Starring Frank Sinatra as junkie Frankie Machine and based on the Nelson Algren novel, the film was the first Hollywood feature to depict narcotics addiction with anything like candor. Protracted disputes between Preminger and the Censors resulted in the excision of a brief scene showing "the putting of water drops via an eye dropper into the spoon and the heating of the spoon" --- pretty tame fare by today`s standards.

The Motion Picture Division consigned especially provocative films to "special case files," arranged by subject: abortion ("Chained Girls"), birth control, burlesque, childbirth, immorality and perversion (including Ed Wood's camp classic, "Glen or Glenda"), narcotics, nudity and social hygiene ("Damaged Goods," "Are You Fit to Marry?").

Among the last films reviewed by the division, in April 1965, was "Madame Olga's Massage Parlor." The reviewer, Maurice V. Tofami, snidely referred to it as "this seven-reel cinematic opus," and ordered 309 of its 6,030 feet excised.

In his report, Tofami objected to repeated shots of bare breasts and "occasional views of some of the girls in which their buttocks can be discerned through sleazy panties."

Also on file are reports from Motion Picture Division inspectors (often retired or off duty police officers), who visited theaters to verify compliance. On April 2, 1965, for instance, an inspector named John Bartnick visited the Leland Theatre in Albany.

Three features, all lacking the division seal, were being shown: "Warm Nights and Hot Pleasures," "The Weird Lovers" and "Moroccan Rivieras." After detailing objectionable scenes in the films, Bartnick issued the theater a summons. Whether the films were shown that night remains unclear.

Official state censorship ended in 1965, when the U.S. Supreme Court reversed a Maryland ban on a Danish film, "A Stranger Knocks," and ordered changes in the appeals process of all state film censoring boards. When New York's Legislature failed to enact the necessary changes in the law, the Board of Regents discontinued the Motion Picture Division, effective Sept. 30, 1965.

Originally, the film archives, including scripts, were slated for disposal.

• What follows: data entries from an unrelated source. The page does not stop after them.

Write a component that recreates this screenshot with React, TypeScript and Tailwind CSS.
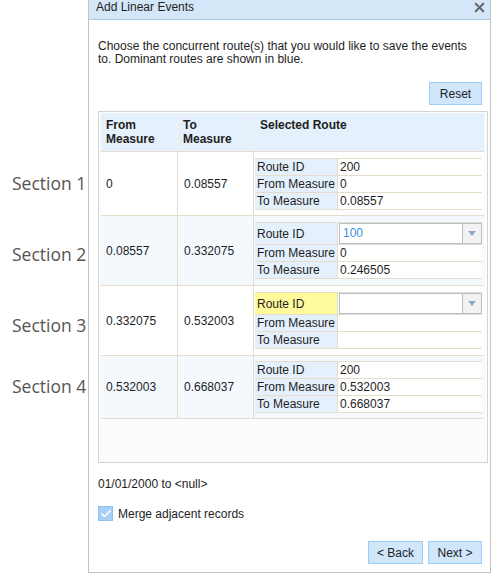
import { Check, X } from 'lucide-react'

type RouteRow = {
  from: string
  to: string
  routeId: string
  routeFrom: string
  routeTo: string
  dropdown?: boolean
  dominant?: boolean
  missing?: boolean
}

const ROWS: RouteRow[] = [
  { from: '0', to: '0.08557', routeId: '200', routeFrom: '0', routeTo: '0.08557' },
  { from: '0.08557', to: '0.332075', routeId: '100', routeFrom: '0', routeTo: '0.246505', dropdown: true, dominant: true },
  { from: '0.332075', to: '0.532003', routeId: '', routeFrom: '', routeTo: '', dropdown: true, missing: true },
  { from: '0.532003', to: '0.668037', routeId: '200', routeFrom: '0.532003', routeTo: '0.668037' },
]

// row heights line up with the section labels on the left
const ROW_H = ['h-[64px]', 'h-[70px]', 'h-[70px]', 'h-[64px]']

function RouteSelect({ value, dominant }: { value: string; dominant?: boolean }) {
  return (
    <div className="flex h-[21px] flex-1 border border-[#b7bfcb] bg-white">
      <span className={`flex-1 pl-[3px] leading-[19px] ${dominant ? 'text-[#3b8fe0]' : ''}`}>{value}</span>
      <span className="flex w-[19px] items-center justify-center border-l border-[#b7bfcb] bg-[#f2f2f2]">
        <svg width="8" height="5" viewBox="0 0 8 5">
          <path d="M0 0h8L4 5z" fill="#8fa3c6" />
        </svg>
      </span>
    </div>
  )
}

function RouteDetail({ row }: { row: RouteRow }) {
  const line = 'flex border-b border-[#e6dccb]'
  const label = 'w-[83px] shrink-0 border-r border-[#e6dccb] bg-[#e4f0fb] pl-[2px]'
  return (
    <div className="w-full border-t border-[#e6dccb] bg-white">
      <div className={`${line} ${row.dropdown ? 'h-[22px]' : 'h-[17px]'}`}>
        <div className={`${label} flex items-center ${row.missing ? 'bg-[#fffa9c]' : ''}`}>Route ID</div>
        {row.dropdown ? (
          <div className="flex flex-1 items-center pl-px">
            <RouteSelect value={row.routeId} dominant={row.dominant} />
          </div>
        ) : (
          <div className="flex flex-1 items-center pl-[2px]">{row.routeId}</div>
        )}
      </div>
      <div className={`${line} h-[17px]`}>
        <div className={`${label} flex items-center`}>From Measure</div>
        <div className="flex flex-1 items-center pl-[2px]">{row.routeFrom}</div>
      </div>
      <div className={`${line} h-[17px]`}>
        <div className={`${label} flex items-center`}>To Measure</div>
        <div className="flex flex-1 items-center pl-[2px]">{row.routeTo}</div>
      </div>
    </div>
  )
}

function BlueButton({ children, w }: { children: React.ReactNode; w: string }) {
  return (
    <button className={`h-[23px] ${w} border border-[#9dcdf5] bg-[#cfe6fb] text-[12px] text-[#222]`}>{children}</button>
  )
}

export default function App() {
  return (
    <div className="flex h-[573px] w-[491px] bg-white font-['Liberation_Sans',Arial,sans-serif] text-[12px] text-[#1e1e1e]">
      {/* section labels */}
      <div className="w-[88px] shrink-0 whitespace-nowrap pl-[12px] font-['Open_Sans',sans-serif] text-[17.5px] text-[#555]">
        <div className="mt-[171px] leading-[24px]">Section 1</div>
        <div className="mt-[47px] leading-[24px]">Section 2</div>
        <div className="mt-[47px] leading-[24px]">Section 3</div>
        <div className="mt-[37px] leading-[24px]">Section 4</div>
      </div>

      {/* dialog */}
      <div className="flex w-[403px] shrink-0 flex-col border-x border-b border-[#c2c2c2]">
        <div className="flex h-[20px] items-start justify-between border-b border-[#a7cbec] bg-[#d3e7f9] pl-[7px] pr-[3px]">
          <span className="pt-[1px] leading-[13px]">Add Linear Events</span>
          <X size={15} strokeWidth={3.4} className="text-[#6a6a6a]" />
        </div>

        <div className="flex flex-1 flex-col pl-[9px] pr-[2px]">
          <p className="mt-[20px] pr-[6px] leading-[13px]">
            Choose the concurrent route(s) that you would like to save the events to. Dominant routes are shown in blue.
          </p>

          <div className="mt-[16px] flex justify-end pr-[6px]">
            <BlueButton w="w-[53px]">Reset</BlueButton>
          </div>

          {/* route table */}
          <div className="mt-[6px] h-[352px] border border-[#d4d4d4] bg-[#fcfcfc] pl-[2px] pr-[3px] pt-px">
            <div className="flex h-[38px] bg-[#e4f0fb] font-bold leading-[14px]">
              <div className="w-[77px] border-r border-[#f7f3ec] pl-[5px] pt-[5px]">From<br />Measure</div>
              <div className="w-[76px] border-r border-[#f7f3ec] pl-[5px] pt-[5px]">To<br />Measure</div>
              <div className="flex-1 pl-[6px] pt-[5px]">Selected Route</div>
            </div>
            {ROWS.map((row, i) => (
              <div
                key={i}
                className={`flex ${ROW_H[i]} border-t border-[#e6dccb] ${i === 3 ? 'border-b' : ''} ${i % 2 ? 'bg-[#f4f9fe]' : 'bg-white'}`}
              >
                <div className="flex w-[77px] items-center border-r border-[#e6dccb] pl-[5px]">{row.from}</div>
                <div className="flex w-[76px] items-center border-r border-[#e6dccb] pl-[6px]">{row.to}</div>
                <div className="flex flex-1 items-center pl-px pr-[2px]">
                  <RouteDetail row={row} />
                </div>
              </div>
            ))}
          </div>

          <div className="mt-[14px] leading-[14px]">01/01/2000 to &lt;null&gt;</div>

          <label className="mt-[15px] flex items-center gap-[5px]">
            <span className="flex h-[15px] w-[15px] items-center justify-center border border-[#8fc1ee] bg-[#a6d0f6]">
              <Check size={12} strokeWidth={3.5} className="text-white" />
            </span>
            <span className="leading-[14px]">Merge adjacent records</span>
          </label>

          <div className="mt-[20px] flex justify-end gap-[5px] pr-[6px]">
            <BlueButton w="w-[55px]">&lt; Back</BlueButton>
            <BlueButton w="w-[54px]">Next &gt;</BlueButton>
          </div>
        </div>
      </div>
    </div>
  )
}
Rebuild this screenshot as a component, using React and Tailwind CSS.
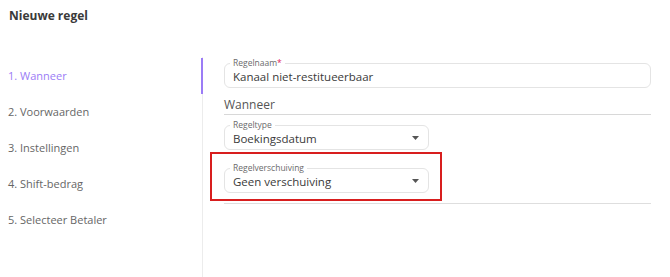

However, the division's last director, the aptly named Hugh Flick, insisted that the records be turned over to the State Library. They remained in an Albany warehouse until 1978, when they were transferred to the State Museum.

The Motion Picture Division's legacy lives on at the State Archives. Evans and Andress receive 30 to 40 calls a week regarding the film collection --- mostly from video distributors seeking scripts for foreign-language dubbing. A Kuwaiti, for instance, recently sought everything starring Gene Autry.

They also deal with film scholars, such as the one from California who recently wanted to verify the titles in an early Frank Capra picture, "Matinee Idol."

"The Public doesn't know about this stuff, but people in the industry do. It's mostly our little secret and I love it," Evans said.